When housing demand was high, population had to decline in LA. Rents had to rise in LA to drive families out. Since supply was elastic in Phoenix, Phoenix simply built more homes and rents remained low during the boom.
The first thing that happened, from 2005 to 2008, was that federal policymakers engineered a slowdown in housing supply. This caused rent inflation to rise in cities like Phoenix. The New Tenant rent index only goes back to 2005, but that is far enough that in Figure 1, you can see that rents increased in the years before the Great Recession when housing starts declined sharply.
Then, federal policymakers engineered the widely popular financial crisis in 2008. The subsequent foreclosure crisis largely happened from 2008 to 2012, well after home sales and housing starts had bottomed and prices had started to collapse. Per-capita housing demand went negative.

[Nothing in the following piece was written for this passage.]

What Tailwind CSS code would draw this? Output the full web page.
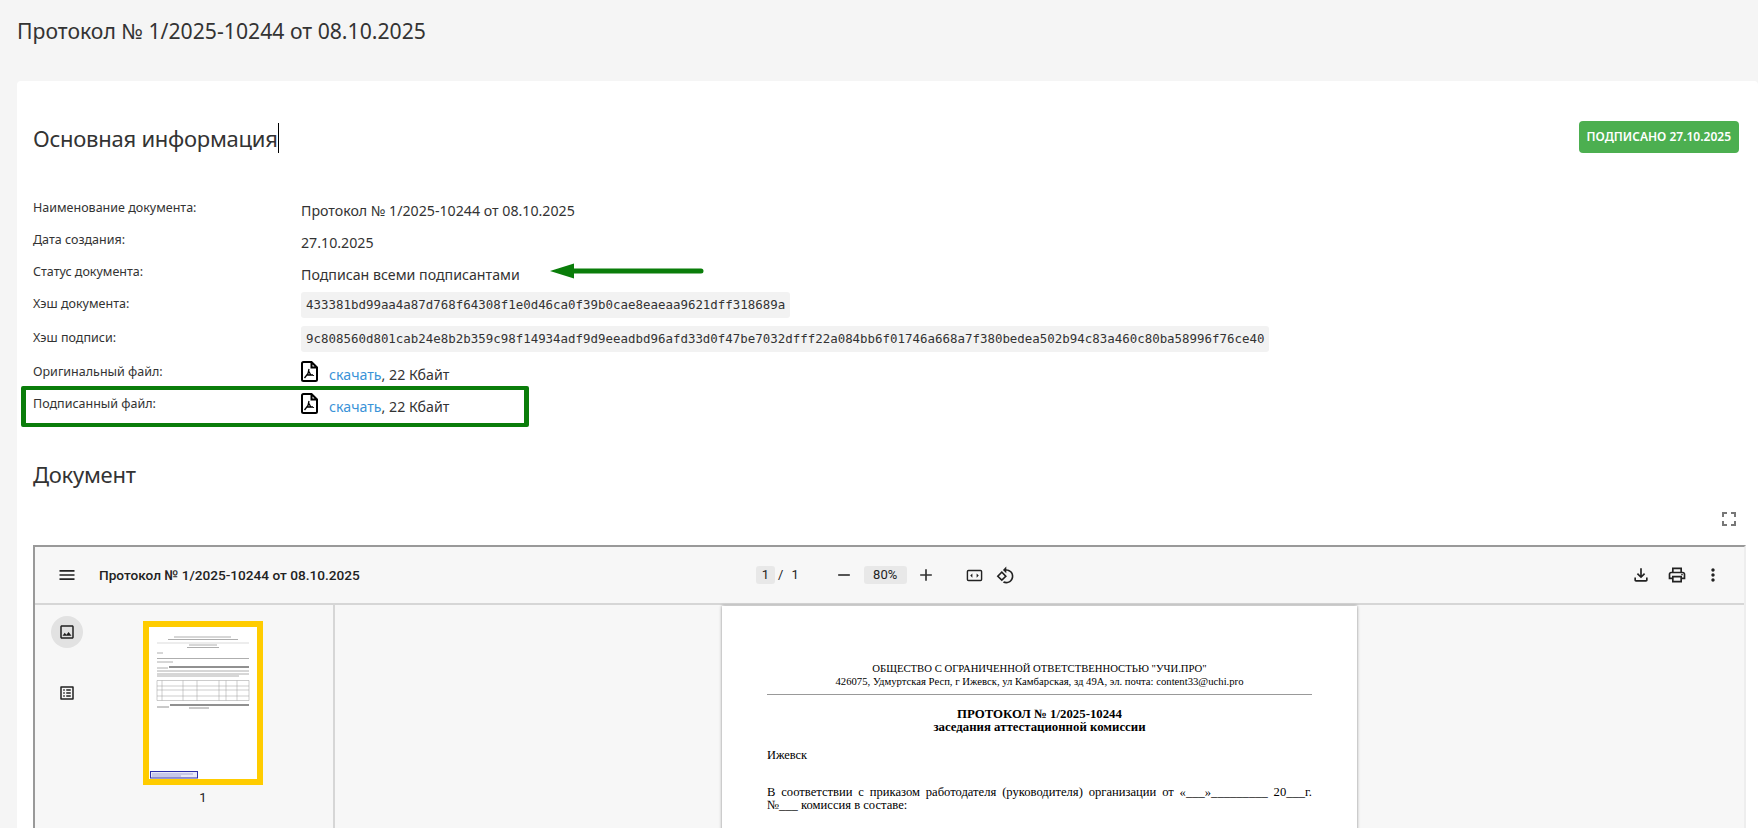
<!DOCTYPE html>
<html lang="ru">
<head>
<meta charset="utf-8">
<title>Протокол № 1/2025-10244</title>
<script src="https://cdn.jsdelivr.net/npm/@tailwindcss/browser@4"></script>
</head>
<body class="h-[828px] overflow-hidden bg-[#f5f5f5] font-['Noto_Sans',sans-serif] text-[#333]">

<h1 class="h-[81px] pl-[17px] pt-[15px] text-[21.200px] leading-[32px] font-normal text-[#333]">Протокол № 1/2025-10244 от 08.10.2025</h1>

<div class="ml-[17px] h-[747px] overflow-hidden rounded-t bg-white pl-4 pr-3">
  <!-- Основная информация -->
  <div class="flex h-[115px] justify-between pt-[40px]">
    <h2 class="mt-px flex h-[32px] items-center text-[22px] tracking-[-0.26px] font-normal">Основная информация<span class="h-[30px] w-px bg-black"></span></h2>
    <span class="mr-[7px] flex h-[32px] items-center rounded bg-[#4caf50] px-2 text-[12px] font-semibold text-white">ПОДПИСАНО 27.10.2025</span>
  </div>

  <div class="grid grid-cols-[268px_1fr] text-[14.200px]">
    <div class="h-[32px] text-[12.500px] leading-[24px]">Наименование документа:</div>
    <div class="h-[32px] leading-[29px]">Протокол № 1/2025-10244 от 08.10.2025</div>

    <div class="h-[32px] text-[12.500px] leading-[24px]">Дата создания:</div>
    <div class="h-[32px] leading-[29px]">27.10.2025</div>

    <div class="h-[32px] text-[12.500px] leading-[24px]">Статус документа:</div>
    <div class="relative h-[32px] leading-[29px]">Подписан всеми подписантами
      <svg class="absolute left-[249px] top-[3px]" width="155" height="16" viewBox="0 0 155 16"><path d="M0 8 24 .5V5.500H151a2.500 2.500 0 0 1 0 5H24V15.500Z" fill="#0a7d0a"/></svg>
    </div>

    <div class="h-[34px] text-[12.500px] leading-[24px]">Хэш документа:</div>
    <div class="h-[34px]"><code class="inline-block h-[26px] rounded-[3px] bg-[#f2f2f2] px-[5px] font-['DejaVu_Sans_Mono',monospace] text-[12.450px] leading-[26px]">433381bd99aa4a87d768f64308f1e0d46ca0f39b0cae8eaeaa9621dff318689a</code></div>

    <div class="h-[34px] text-[12.500px] leading-[24px]">Хэш подписи:</div>
    <div class="h-[34px]"><code class="inline-block h-[26px] rounded-[3px] bg-[#f2f2f2] px-[5px] font-['DejaVu_Sans_Mono',monospace] text-[12.450px] leading-[26px]">9c808560d801cab24e8b2b359c98f14934adf9d9eeadbd96afd33d0f47be7032dfff22a084bb6f01746a668a7f380bedea502b94c83a460c80ba58996f76ce40</code></div>

    <div class="h-[32px] text-[12.500px] leading-[24px]">Оригинальный файл:</div>
    <div class="flex h-[32px] items-start gap-[11px] leading-[29px]">
      <svg class="mt-[1px]" width="17" height="21" viewBox="0 0 17 21"><path d="M2.500 1H10.500L16 6.500V18.500a1.500 1.500 0 0 1-1.500 1.500H2.500A1.500 1.500 0 0 1 1 18.500V2.500A1.500 1.500 0 0 1 2.500 1ZM10.500 1V6.500H16" fill="none" stroke="#000" stroke-width="2"/><path d="M3.500 17 7 12.500 8 8M8 10.500 9.500 13.500 13 14.500M6 14 12 14" fill="none" stroke="#000" stroke-width="1.300"/></svg>
      <span><a class="text-[#3a93d8]" href="#">скачать</a>, 22 Кбайт</span>
    </div>

    <div class="h-[32px] text-[12.500px] leading-[24px]">Подписанный файл:</div>
    <div class="flex h-[32px] items-start gap-[11px] leading-[29px]">
      <svg class="mt-[1px]" width="17" height="21" viewBox="0 0 17 21"><path d="M2.500 1H10.500L16 6.500V18.500a1.500 1.500 0 0 1-1.500 1.500H2.500A1.500 1.500 0 0 1 1 18.500V2.500A1.500 1.500 0 0 1 2.500 1ZM10.500 1V6.500H16" fill="none" stroke="#000" stroke-width="2"/><path d="M3.500 17 7 12.500 8 8M8 10.500 9.500 13.500 13 14.500M6 14 12 14" fill="none" stroke="#000" stroke-width="1.300"/></svg>
      <span><a class="text-[#3a93d8]" href="#">скачать</a>, 22 Кбайт</span>
    </div>
  </div>

  <!-- зелёная рамка -->
  <div class="relative">
    <div class="absolute -top-[38px] left-[-12px] h-[41px] w-[508px] rounded-[2px] border-x-[5px] border-y-[4px] border-[#0a7d0a]"></div>
  </div>

  <h2 class="mt-[34px] h-[32px] text-[22px] tracking-[-0.26px] leading-[32px] font-normal">Документ</h2>
  <div class="flex h-[39px] justify-end pr-[5px] pt-[17px]">
    <svg width="24" height="24" viewBox="0 0 24 24" fill="#777"><path d="M7 14H5v5h5v-2H7v-3zm-2-4h2V7h3V5H5v5zm12 7h-3v2h5v-5h-2v3zM14 5v2h3v3h2V5h-5z"/></svg>
  </div>

  <!-- просмотр PDF -->
  <div class="mt-[16px] h-[400px] w-[1713px] overflow-hidden border-2 border-[#999] border-r-[#eee] bg-[#f7f7f7] font-['Roboto',sans-serif] text-[#222]">
    <div class="flex h-[58px] items-center border-b-2 border-[#d6d6d6]">
      <svg class="ml-[22px]" width="20" height="20" viewBox="0 0 24 24" fill="#222"><path d="M3 18h18v-2H3v2zm0-5h18v-2H3v2zm0-7v2h18V6H3z"/></svg>
      <span class="ml-[22px] w-[657px] text-[13.650px] font-medium whitespace-nowrap">Протокол № 1/2025-10244 от 08.10.2025</span>
      <span class="flex h-[18px] w-[19px] items-center justify-center rounded-[3px] bg-[#e8e8e8] text-[13px]">1</span>
      <span class="ml-[3px] text-[13px]">/</span>
      <span class="ml-[8px] text-[13px]">1</span>
      <svg class="ml-[35px]" width="20" height="20" viewBox="0 0 24 24" fill="#333"><path d="M19 13H5v-2h14v2z"/></svg>
      <span class="ml-[10px] flex h-[18px] w-[43px] items-center justify-center rounded-[3px] bg-[#e8e8e8] text-[13px]">80%</span>
      <svg class="ml-[9px]" width="20" height="20" viewBox="0 0 24 24" fill="#333"><path d="M19 13h-6v6h-2v-6H5v-2h6V5h2v6h6v2z"/></svg>
      <svg class="ml-[30px]" width="17" height="17" viewBox="0 0 24 24" fill="#222"><path d="M3.500 4h17A2.500 2.500 0 0 1 23 6.500v11a2.500 2.500 0 0 1-2.500 2.500h-17A2.500 2.500 0 0 1 1 17.500v-11A2.500 2.500 0 0 1 3.500 4ZM3.500 6a.5.5 0 0 0-.5.5v11a.5.5 0 0 0 .5.5h17a.5.5 0 0 0 .5-.5v-11a.5.5 0 0 0-.5-.5ZM9 9v6l-3-3ZM15 9l3 3-3 3Z"/></svg>
      <svg class="ml-[13px]" width="19" height="19" viewBox="0 0 24 24" fill="#222"><path d="M7.340 6.410L.86 12.900l6.490 6.480 6.490-6.480-6.500-6.490zM3.690 12.900l3.660-3.660L11 12.900l-3.660 3.660-3.650-3.660zm15.670-6.260C17.610 4.880 15.300 4 13 4V.76L8.760 5 13 9.240V6c1.790 0 3.580.68 4.950 2.050 2.730 2.730 2.730 7.170 0 9.900C16.580 19.320 14.790 20 13 20c-.97 0-1.940-.21-2.840-.61l-1.490 1.490C10.020 21.620 11.510 22 13 22c2.300 0 4.610-.88 6.360-2.640 3.520-3.510 3.520-9.210 0-12.720z"/></svg>
      <div class="ml-auto flex items-center gap-[16px] pr-[21px]">
        <svg width="20" height="20" viewBox="0 0 24 24" fill="#222"><path d="M18 15v3H6v-3H4v3c0 1.100.9 2 2 2h12c1.100 0 2-.9 2-2v-3h-2zm-1-4l-1.410-1.410L13 12.170V4h-2v8.170L8.410 9.590 7 11l5 5 5-5z"/></svg>
        <svg width="20" height="20" viewBox="0 0 24 24" fill="#222"><path d="M19 8h-1V3H6v5H5c-1.660 0-3 1.340-3 3v6h4v4h12v-4h4v-6c0-1.660-1.340-3-3-3zM8 5h8v3H8V5zm8 14H8v-4h8v4zm2-4v-2H6v2H4v-4c0-.55.45-1 1-1h14c.55 0 1 .45 1 1v4h-2z"/><circle cx="18" cy="11.500" r="1"/></svg>
        <svg width="20" height="20" viewBox="0 0 24 24" fill="#222"><path d="M12 8c1.100 0 2-.9 2-2s-.9-2-2-2-2 .9-2 2 .9 2 2 2zm0 2c-1.100 0-2 .9-2 2s.9 2 2 2 2-.9 2-2-.9-2-2-2zm0 6c-1.100 0-2 .9-2 2s.9 2 2 2 2-.9 2-2-.9-2-2-2z"/></svg>
      </div>
    </div>

    <div class="flex">
      <!-- боковая панель -->
      <div class="flex h-[300px] w-[300px] shrink-0 border-r-2 border-[#d6d6d6]">
        <div class="flex w-[64px] flex-col items-center pt-[11px]">
          <div class="flex h-[32px] w-[32px] items-center justify-center rounded-full bg-[#e2e2e2]">
            <svg width="18" height="18" viewBox="0 0 24 24" fill="#222"><path d="M19 5v14H5V5h14m0-2H5c-1.100 0-2 .9-2 2v14c0 1.100.9 2 2 2h14c1.100 0 2-.9 2-2V5c0-1.100-.9-2-2-2zm-4.860 8.860l-3 3.870L9 13.140 6 17h12l-3.860-5.140z"/></svg>
          </div>
          <svg class="mt-[36px]" width="18" height="18" viewBox="0 0 24 24" fill="#222"><path d="M19 5v14H5V5h14m1.100-2H3.900c-.5 0-.9.4-.9.9v16.200c0 .4.4.9.9.9h16.200c.4 0 .9-.5.9-.9V3.900c0-.5-.5-.9-.9-.9zM11 7h6v2h-6V7zm0 4h6v2h-6v-2zm0 4h6v2h-6zM7 7h2v2H7zm0 4h2v2H7zm0 4h2v2H7z"/></svg>
        </div>
        <div class="ml-[44px] flex flex-col items-center pt-[16px]">
          <svg class="border-[6px] border-[#ffcc00] bg-white box-content" width="108" height="152" viewBox="0 0 108 152">
            <g stroke="#888" stroke-width=".9" opacity=".75">
              <path d="M25 10H82M19 12.500H89M40 18H68M38 20.500H70M8 26H14M8 31.500H100M8 35H24M8 41H19M8 44H100M8 47H100M8 49H90"/>
              <path d="M8 16H100" stroke="#ccc"/>
            </g>
            <path d="M20 40H100M21 78H100" stroke="#222" stroke-width="1"/>
            <path d="M8 53.500H100V73.500H8ZM8 59H100M8 63H100M8 69H100M13 53.500V73.500M34 53.500V73.500M48 53.500V73.500M70 53.500V73.500M77 53.500V73.500M88 53.500V73.500" fill="none" stroke="#999" stroke-width=".5"/>
            <path d="M8 80H20M40 81H60" stroke="#888" stroke-width=".9"/>
            <rect x="1.500" y="144.500" width="47" height="6.500" fill="#e8e8f8" stroke="#2c2ca8" stroke-width="1"/>
            <path d="M3 147H44M3 149H32" stroke="#8888cc" stroke-width=".7"/>
          </svg>
          <span class="mt-[5px] text-[13px] leading-[16px]">1</span>
        </div>
      </div>

      <!-- страница -->
      <div class="flex flex-1 justify-center">
        <div class="mt-px h-[400px] w-[635px] shrink-0 bg-white px-[45px] pt-[56px] font-['Liberation_Serif',serif] text-[10.700px] leading-[12.500px] text-black shadow-[0_0_3px_rgba(0,0,0,.45)]">
          <p class="text-center">ОБЩЕСТВО С ОГРАНИЧЕННОЙ ОТВЕТСТВЕННОСТЬЮ "УЧИ.ПРО"</p>
          <p class="text-center">426075, Удмуртская Респ, г Ижевск, ул Камбарская, зд 49А, эл. почта: content33@uchi.pro</p>
          <div class="mt-[7px] h-px bg-[#999]"></div>
          <p class="mt-[13px] text-center text-[12.800px] font-bold">ПРОТОКОЛ № 1/2025-10244</p>
          <p class="text-center text-[12.800px] font-bold">заседания аттестационной комиссии</p>
          <p class="mt-[16px] text-[12.400px]">Ижевск</p>
          <p class="mt-[24px] text-justify text-[12.600px] [text-align-last:justify]">В соответствии с приказом работодателя (руководителя) организации от «___»_________ 20___г.</p>
          <p class="mt-[1px] text-[12.600px]">№___ комиссия в составе:</p>
        </div>
      </div>
    </div>
  </div>
</div>
</body>
</html>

It had been nearly 1% annually in 2004 and 2005. By 2009 to 2011, per-capita housing consumption declined by about 0.5% annually.
Between declining regional population growth trends and declining per-capita consumption of housing, the growth of housing in the contagion cities went from 3.5% to 0.5% in just a few years. Nationally, it went from 2% to 0.5%. The contagion cities had a demand shock about twice as large as the national demand shock.
National CPI rent inflation went from about 4% to 0% and in Phoenix, it went from about 4% to -4%. This suggests, very broadly, that a 1.5% difference in the supply/demand balance is associated with a 4% difference in rent inflation.
In the years leading up to Covid, occupied housing was increasing by about 1% annually and rent inflation was running at about 3%. Population growth has declined, but per-capita demand is positive again. All else equal, doubling production today should be associated with zero rent inflation.
Looking back at Figure 1, the recent decline in New Tenant rents isn’t plausibly from a change in supply. There has been no significant increase in supply. It could be from some decline in per-capita housing. If that is the case, it is either a temporary snap-back from the Covid era demand spike. That could be associated with a temporary drop in rents, but it would be unlikely to be permanent. A permanent decline in per-capita housing consumption would probably be associated with declining supply, as in 2006 and 2007, and rents would increase in that scenario.
It seems likely that the recent number will be revised upward, especially since it hasn’t been matched by Zillow rent estimates, which tend to follow a similar path.
Roughly speaking, it will probably take production levels closer to 2% of annual housing growth to get rent inflation to zero. In 2005, when housing was increasing by almost 2%, supply-related rent disinflation briefly brought it down to about 2%. Population growth is lower today.
We just aren’t anywhere close to a production level that would create negative nominal national rent trends. Negative demand shocks are unlikely to persist on their own, and I think we have moved past the point where policymakers will try to create one like they did in 2008, though the idea is still popular among a large number of numbskulls.
Broadly speaking, we should expect, or at least hope for, housing production numbers a bit higher than they are today, rent inflation between zero and 2%, and a long, boring ride back toward reasonable costs.
There is little reason to expect supply-motivated trends on that path that are strong enough to be disruptive. Maybe there are some multi-family investors who were penciling in 6% rent growth out to the horizon in 2021, and the bondholders will end up with their properties. But, beyond those transitional changes, there is no reason to think that a positive supply trend from here will be so deflationary that real estate values become nominally disruptive or incapable of producing profitable new projects.
It may seem like they couldn’t be profitable, but eventually, land prices and other costs will moderate.
The usual suspects will probably be calling for or predicting 5% rent deflation and recession for a while. There will be cherries to pick to scare monger about it. It’s not going to happen, except for maybe a blip and a bloop or a very localized situation here and there.